Do you think we’ll ever see an X-Men/Fantastic Four team-up film from Fox with this current generation of castmembers?


Nope! Partially because by all accounts X-Men Apocalypse and the third solo Wolverine movie will end the current X-Men movie universe, which will inevitably be rebooted with new castmembers in a few years.

But mainly because I expect the new Fantastic Four movie to be a total bomb that will send Fox scurrying back to the drawing board for take #3. All the reviews so far have ranged from “it could be worse” to “it could not possibly be worse.” There’s no chance of us getting a sequel, let alone the X-Men/FF team-up.


On the plus side, if the Marvel-Sony Spider-Man partnership works out, maybe Fox will decide to cut their losses with the Fantastic Four license and let Marvel make FF movies in exchange for a cut of the profits (I think this is more likely than Fox selling them back the license outright).

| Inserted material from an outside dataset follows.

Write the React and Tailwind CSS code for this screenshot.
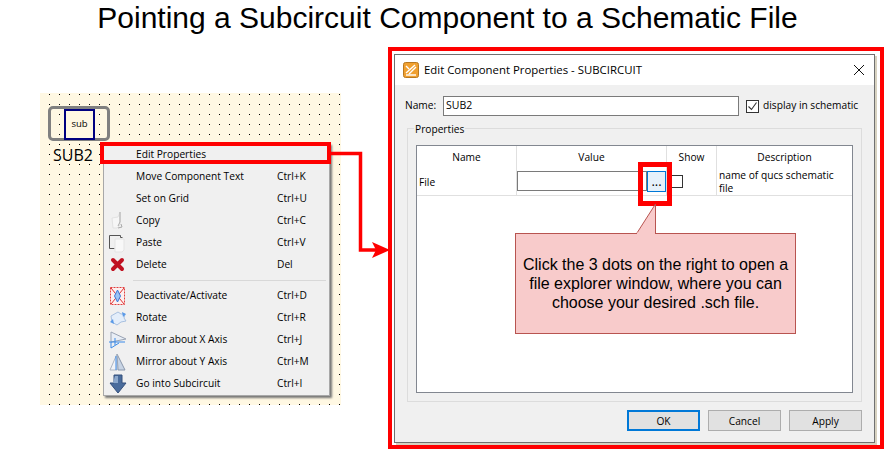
const dotted = "bg-[#fff8e3] bg-[radial-gradient(circle_at_0.5px_0.5px,#000_0.5px,transparent_0.5px)] bg-[length:10px_10px] bg-[position:9px_1px]";
const ui = "font-['Open_Sans','Noto_Sans',sans-serif]";

const Ic = ({ children }) => (
  <svg width="22" height="22" viewBox="0 0 22 22" className="shrink-0">{children}</svg>
);

const icons = {
  copy: <Ic><path d="M5 8l6-1 2-5v13l-3 3H6z" fill="#f6f6f6" stroke="#e2e2e2" /><path d="M13 2v10l-2 4M14 14l1 3-4 1" fill="none" stroke="#aaa" /></Ic>,
  paste: <Ic><path d="M2.500 3.500h11v2h2M2.500 3.500v13h5" fill="none" stroke="#555" /><path d="M8 7h9v11l-2 2H8z" fill="#f8f8f8" stroke="#e4e4e4" /></Ic>,
  del: <Ic><path d="M6 6l9 9M15 6l-9 9" stroke="#c01020" strokeWidth="4" strokeLinecap="round" /></Ic>,
  deact: <Ic><rect x="3.500" y="2.500" width="14" height="17" fill="#fdf0f0" stroke="#e04040" strokeDasharray="2 1" /><path d="M4 3l13 16M17 3L4 19" stroke="#e03030" /><path d="M10.500 5l3 6-3 6-3-6z" fill="#9cc4f4" stroke="#3a78d8" /></Ic>,
  rotate: <Ic><path d="M4 9l7-4 3 2 4 0-1 4 2 3-5 1-4 3-5-3z" fill="#e4eefa" stroke="#a8c0e0" /><path d="M15 5l4 2-3 3M7 17l-4-2 3-3" fill="#5a9ae8" /></Ic>,
  mx: <Ic><path d="M4 3l15 7-15 3z" fill="#e8eef6" stroke="#9aa4b4" /><path d="M2 13h16M4 13v6l8-5" fill="none" stroke="#3a8ae8" /><path d="M8 9v7" stroke="#3a8ae8" /></Ic>,
  my: <Ic><path d="M10 3l8 16H11z" fill="#c8d4e4" stroke="#8a98ac" /><path d="M10 3L3 19h7z" fill="#f2f4f8" stroke="#aeb6c2" /><path d="M9 5v14" stroke="#3a8ae8" /></Ic>,
  go: <Ic><path d="M7 2h8v8h4l-8 10-8-10h4z" fill="#4a6c9c" stroke="#34507c" /><path d="M8 3h3v7H6z" fill="#8ca8cc" /></Ic>,
};

const rows = [
  ["Edit Properties", ""],
  ["Move Component Text", "Ctrl+K"],
  ["Set on Grid", "Ctrl+U"],
  ["Copy", "Ctrl+C", "copy"],
  ["Paste", "Ctrl+V", "paste"],
  ["Delete", "Del", "del"],
  null,
  ["Deactivate/Activate", "Ctrl+D", "deact"],
  ["Rotate", "Ctrl+R", "rotate"],
  ["Mirror about X Axis", "Ctrl+J", "mx"],
  ["Mirror about Y Axis", "Ctrl+M", "my"],
  ["Go into Subcircuit", "Ctrl+I", "go"],
];

function Menu() {
  return (
    <div className={`absolute left-[63px] top-[50px] w-[227px] h-[253px] bg-[#f0f0f0] border border-[#a8a8a8] shadow-[2px_2px_2px_#777] text-[10.200px] text-black ${ui}`}>
      {rows.map((r, i) =>
        r === null ? (
          <div key={i} className="h-[9px] flex items-center pl-[29px] pr-[3px]">
            <div className="h-px w-full bg-[#d8d8d8]" />
          </div>
        ) : (
          <div key={i} className="h-[22px] flex items-center pl-[3px]">
            <div className="w-[29px] shrink-0">{r[2] ? icons[r[2]] : null}</div>
            <span className="w-[141px] shrink-0 whitespace-nowrap">{r[0]}</span>
            <span className="whitespace-nowrap">{r[1]}</span>
          </div>
        )
      )}
    </div>
  );
}

function Schematic() {
  return (
    <div className={`relative mt-[57px] ml-[40px] w-[301px] h-[312px] shrink-0 ${dotted}`}>
      <div className="absolute left-[8px] top-[13px] w-[62px] h-[35px] border-[3px] border-[#808080] rounded-[5px]" />
      <div className={`absolute left-[24px] top-[16px] w-[31px] h-[31px] border-2 border-[#000080] bg-[#fff8e3] flex items-center justify-center text-[9.500px] text-black ${ui}`}>sub</div>
      <div className={`absolute left-[13px] top-[50px] text-[16px] leading-[24px] text-black ${ui}`}>SUB2</div>
      <Menu />
    </div>
  );
}

function Dialog() {
  return (
    <div className={`ml-[47px] mt-[11px] w-[496px] h-[402px] shrink-0 border-4 border-[#ff0000] pl-[2px] pt-[3px] ${ui}`}>
      <div className="w-[481px] h-[389px] border border-[#707070] bg-[#f0f0f0] shadow-[2px_2px_0_#d8d2c0] flex flex-col text-[10.200px] text-black">
        <div className="h-[30px] bg-white flex items-center pl-[8px] pr-[9px] shrink-0">
          <svg width="16" height="16" viewBox="0 0 16 16" className="shrink-0">
            <rect x="0.500" y="0.500" width="15" height="15" rx="2" fill="#f0a030" stroke="#b87820" />
            <path d="M3 11L12 3M6 12l7-7M3 4l3 3" stroke="#fff" strokeWidth="1.400" />
            <rect x="3" y="12" width="10" height="2" fill="#fff" opacity="0.700" />
          </svg>
          <span className="ml-[5px] text-[11.400px] whitespace-nowrap">Edit Component Properties - SUBCIRCUIT</span>
          <svg width="12" height="12" viewBox="0 0 12 12" className="ml-auto">
            <path d="M1 1l10 10M11 1L1 11" stroke="#111" strokeWidth="1" fill="none" />
          </svg>
        </div>

        <div className="flex items-center h-[20px] mt-[11px] pl-[10px] shrink-0">
          <span className="w-[38px]">Name:</span>
          <div className="w-[296px] h-[20px] bg-white border border-[#7a7a7a] flex items-center pl-[2px] text-[10.500px]">SUB2</div>
          <div className="ml-[7px] w-[13px] h-[13px] border border-[#333] bg-white flex items-center justify-center">
            <svg width="11" height="11" viewBox="0 0 11 11"><path d="M1.500 5.500l3 3 5-7" fill="none" stroke="#333" strokeWidth="1.100" /></svg>
          </div>
          <span className="ml-[4px] whitespace-nowrap">display in schematic</span>
        </div>

        <div className="relative mt-[12px] ml-[12px] w-[455px] h-[274px] border border-[#dcdcdc] pl-[8px] pt-[16px] shrink-0">
          <span className="absolute left-[6px] -top-[7px] px-[1px] bg-[#f0f0f0] leading-[15px]">Properties</span>
          <div className="w-[437px] h-[248px] border border-[#828790] bg-white">
            <div className="grid grid-cols-[100px_150px_50px_1fr] h-[50px] border-b border-[#e0e0e0]">
              <div className="h-[22px] pt-[2px] border-r border-[#e0e0e0] flex items-center justify-center">Name</div>
              <div className="h-[22px] pt-[2px] border-r border-[#e0e0e0] flex items-center justify-center">Value</div>
              <div className="h-[22px] pt-[2px] border-r border-[#e0e0e0] flex items-center justify-center">Show</div>
              <div className="h-[22px] pt-[2px] flex items-center justify-center">Description</div>
              <div className="h-[27px] pt-[2px] border-r border-[#e0e0e0] flex items-center pl-[2px]">File</div>
              <div className="h-[27px] border-r border-[#e0e0e0] flex items-start pt-[3px]">
                <div className="w-[130px] h-[20px] bg-white border border-[#7a7a7a]" />
                <div className="w-[19px] h-[21px] bg-[#e5f1fb] border border-[#0078d7] flex items-center justify-center text-[13px] leading-[13px]">...</div>
              </div>
              <div className="h-[27px] border-r border-[#e0e0e0] pl-[4px] pt-[7px]">
                <div className="w-[12px] h-[13px] border border-[#333] bg-white" />
              </div>
              <div className="h-[27px] pl-[2px] leading-[13px] pt-[1px]">name of qucs schematic<br />file</div>
            </div>
          </div>
        </div>

        <div className="flex gap-[8px] justify-end mt-[8px] pr-[12px] shrink-0">
          <div className="w-[73px] h-[21px] pt-[2px] bg-[#e1e1e1] border-2 border-[#0078d7] flex items-center justify-center">OK</div>
          <div className="w-[73px] h-[21px] pt-[2px] bg-[#e1e1e1] border border-[#adadad] flex items-center justify-center">Cancel</div>
          <div className="w-[73px] h-[21px] pt-[2px] bg-[#e1e1e1] border border-[#adadad] flex items-center justify-center">Apply</div>
        </div>
      </div>
    </div>
  );
}

export default function App() {
  return (
    <div className="relative w-[895px] h-[450px] overflow-hidden bg-white">
      <h1 className="h-[36px] text-center text-[30px] leading-[36px] text-black font-['Liberation_Sans',sans-serif] whitespace-nowrap">
        Pointing a Subcircuit Component to a Schematic File
      </h1>
      <div className="flex items-start">
        <Schematic />
        <Dialog />
      </div>

      {/* annotations over the content */}
      <div className="absolute left-[100px] top-[142px] w-[231px] h-[22px] border-4 border-[#ff0000]" />
      <svg className="absolute left-0 top-0 pointer-events-none" width="895" height="450" viewBox="0 0 895 450">
        <path d="M331 153.500H360.500V250H376" fill="none" stroke="#ff0000" strokeWidth="3.500" />
        <path d="M372 242L390 250L372 258L376 250z" fill="#ff0000" />
      </svg>
      <div className="absolute left-[638px] top-[162px] w-[34px] h-[44px] border-[5px] border-[#ff0000]" />

      <svg className="absolute left-[630px] top-[200px]" width="30" height="36" viewBox="0 0 30 36">
        <path d="M6 34.500L25.500 4V34.500" fill="#f8cbcb" stroke="#b85450" />
      </svg>
      <div className="absolute left-[515px] top-[233px] w-[281px] h-[101px] bg-[#f8cbcb] border border-[#b85450] flex items-center justify-center text-center text-[16px] leading-[19px] text-black font-['Liberation_Sans',sans-serif]">
        <div className="whitespace-nowrap">
          Click the 3 dots on the right to open a<br />
          file explorer window, where you can<br />
          choose your desired .sch file.
        </div>
      </div>
      <svg className="absolute left-[630px] top-[232px]" width="30" height="4" viewBox="0 0 30 4">
        <path d="M7 2H25" stroke="#f8cbcb" strokeWidth="3" />
      </svg>
    </div>
  );
}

However, I have a weird feeling in my gut that Deadpool is going to be a big, big hit for Fox—mainly because as an R-rated superhero comedy, it’s going to be unique enough that people who are burned out on comic movies will give it a try—and the executives will decide that Fantastic Four needs the exact same treatment. And thus FF reboot #3 will be an R-rated, gory, profanity-laden nightmare that also bombs. And I’m pretty sure the Thing won’t wear pants in that one, either.